> _Records to use_:
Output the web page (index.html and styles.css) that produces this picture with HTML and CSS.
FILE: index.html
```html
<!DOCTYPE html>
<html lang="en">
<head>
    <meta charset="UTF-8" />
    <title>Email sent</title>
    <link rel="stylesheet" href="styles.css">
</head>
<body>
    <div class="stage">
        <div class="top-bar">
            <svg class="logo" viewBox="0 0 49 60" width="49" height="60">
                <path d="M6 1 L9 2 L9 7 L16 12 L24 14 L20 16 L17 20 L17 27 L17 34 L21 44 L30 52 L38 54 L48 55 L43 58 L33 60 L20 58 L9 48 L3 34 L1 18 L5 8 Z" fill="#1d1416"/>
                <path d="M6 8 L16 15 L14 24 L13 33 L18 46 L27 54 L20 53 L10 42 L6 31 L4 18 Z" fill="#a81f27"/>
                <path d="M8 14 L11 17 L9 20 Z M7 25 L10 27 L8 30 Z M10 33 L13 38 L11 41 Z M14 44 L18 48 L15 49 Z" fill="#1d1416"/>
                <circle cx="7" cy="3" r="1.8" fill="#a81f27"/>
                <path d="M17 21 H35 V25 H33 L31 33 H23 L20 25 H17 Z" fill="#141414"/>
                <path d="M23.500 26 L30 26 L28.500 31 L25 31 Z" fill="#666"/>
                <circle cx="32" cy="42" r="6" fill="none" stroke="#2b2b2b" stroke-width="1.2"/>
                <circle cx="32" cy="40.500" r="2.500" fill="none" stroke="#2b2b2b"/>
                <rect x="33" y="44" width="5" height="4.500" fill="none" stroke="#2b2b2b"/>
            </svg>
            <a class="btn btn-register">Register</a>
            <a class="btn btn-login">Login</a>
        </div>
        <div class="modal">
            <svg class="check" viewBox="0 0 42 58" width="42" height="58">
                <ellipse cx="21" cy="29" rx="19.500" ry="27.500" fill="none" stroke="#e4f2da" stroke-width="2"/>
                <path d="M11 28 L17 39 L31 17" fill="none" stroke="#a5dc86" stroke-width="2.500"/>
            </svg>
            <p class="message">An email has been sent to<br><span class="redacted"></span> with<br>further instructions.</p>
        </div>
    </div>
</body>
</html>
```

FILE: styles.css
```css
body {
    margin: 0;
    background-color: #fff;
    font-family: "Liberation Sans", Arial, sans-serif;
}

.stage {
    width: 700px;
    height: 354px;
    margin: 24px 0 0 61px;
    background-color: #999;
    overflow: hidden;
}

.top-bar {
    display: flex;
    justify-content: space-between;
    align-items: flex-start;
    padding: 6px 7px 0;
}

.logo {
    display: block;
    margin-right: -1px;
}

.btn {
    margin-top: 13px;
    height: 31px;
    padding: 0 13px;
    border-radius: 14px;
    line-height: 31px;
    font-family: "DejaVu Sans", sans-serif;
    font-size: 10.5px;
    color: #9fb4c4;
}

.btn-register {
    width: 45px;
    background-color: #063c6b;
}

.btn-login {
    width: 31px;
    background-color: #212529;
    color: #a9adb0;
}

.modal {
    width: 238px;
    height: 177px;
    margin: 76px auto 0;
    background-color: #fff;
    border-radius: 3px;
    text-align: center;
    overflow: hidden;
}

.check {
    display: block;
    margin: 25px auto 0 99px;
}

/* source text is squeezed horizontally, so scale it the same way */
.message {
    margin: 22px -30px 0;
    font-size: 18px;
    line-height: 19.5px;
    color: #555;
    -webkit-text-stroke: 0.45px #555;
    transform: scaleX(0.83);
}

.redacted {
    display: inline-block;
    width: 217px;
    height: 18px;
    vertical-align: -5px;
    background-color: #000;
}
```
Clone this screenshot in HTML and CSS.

> _Given exercise_: Exactly reproduce all of the entries.

> _Exercise output_:
Output the web page (index.html and styles.css) that produces this picture with HTML and CSS.
FILE: index.html
```html
<!DOCTYPE html>
<html lang="en">
<head>
    <meta charset="UTF-8" />
    <title>Email sent</title>
    <link rel="stylesheet" href="styles.css">
</head>
<body>
    <div class="stage">
        <div class="top-bar">
            <svg class="logo" viewBox="0 0 49 60" width="49" height="60">
                <path d="M6 1 L9 2 L9 7 L16 12 L24 14 L20 16 L17 20 L17 27 L17 34 L21 44 L30 52 L38 54 L48 55 L43 58 L33 60 L20 58 L9 48 L3 34 L1 18 L5 8 Z" fill="#1d1416"/>
                <path d="M6 8 L16 15 L14 24 L13 33 L18 46 L27 54 L20 53 L10 42 L6 31 L4 18 Z" fill="#a81f27"/>
                <path d="M8 14 L11 17 L9 20 Z M7 25 L10 27 L8 30 Z M10 33 L13 38 L11 41 Z M14 44 L18 48 L15 49 Z" fill="#1d1416"/>
                <circle cx="7" cy="3" r="1.8" fill="#a81f27"/>
                <path d="M17 21 H35 V25 H33 L31 33 H23 L20 25 H17 Z" fill="#141414"/>
                <path d="M23.500 26 L30 26 L28.500 31 L25 31 Z" fill="#666"/>
                <circle cx="32" cy="42" r="6" fill="none" stroke="#2b2b2b" stroke-width="1.2"/>
                <circle cx="32" cy="40.500" r="2.500" fill="none" stroke="#2b2b2b"/>
                <rect x="33" y="44" width="5" height="4.500" fill="none" stroke="#2b2b2b"/>
            </svg>
            <a class="btn btn-register">Register</a>
            <a class="btn btn-login">Login</a>
        </div>
        <div class="modal">
            <svg class="check" viewBox="0 0 42 58" width="42" height="58">
                <ellipse cx="21" cy="29" rx="19.500" ry="27.500" fill="none" stroke="#e4f2da" stroke-width="2"/>
                <path d="M11 28 L17 39 L31 17" fill="none" stroke="#a5dc86" stroke-width="2.500"/>
            </svg>
            <p class="message">An email has been sent to<br><span class="redacted"></span> with<br>further instructions.</p>
        </div>
    </div>
</body>
</html>
```

FILE: styles.css
```css
body {
    margin: 0;
    background-color: #fff;
    font-family: "Liberation Sans", Arial, sans-serif;
}

.stage {
    width: 700px;
    height: 354px;
    margin: 24px 0 0 61px;
    background-color: #999;
    overflow: hidden;
}

.top-bar {
    display: flex;
    justify-content: space-between;
    align-items: flex-start;
    padding: 6px 7px 0;
}

.logo {
    display: block;
    margin-right: -1px;
}

.btn {
    margin-top: 13px;
    height: 31px;
    padding: 0 13px;
    border-radius: 14px;
    line-height: 31px;
    font-family: "DejaVu Sans", sans-serif;
    font-size: 10.5px;
    color: #9fb4c4;
}

.btn-register {
    width: 45px;
    background-color: #063c6b;
}

.btn-login {
    width: 31px;
    background-color: #212529;
    color: #a9adb0;
}

.modal {
    width: 238px;
    height: 177px;
    margin: 76px auto 0;
    background-color: #fff;
    border-radius: 3px;
    text-align: center;
    overflow: hidden;
}

.check {
    display: block;
    margin: 25px auto 0 99px;
}

/* source text is squeezed horizontally, so scale it the same way */
.message {
    margin: 22px -30px 0;
    font-size: 18px;
    line-height: 19.5px;
    color: #555;
    -webkit-text-stroke: 0.45px #555;
    transform: scaleX(0.83);
}

.redacted {
    display: inline-block;
    width: 217px;
    height: 18px;
    vertical-align: -5px;
    background-color: #000;
}
```
Clone this screenshot in HTML and CSS.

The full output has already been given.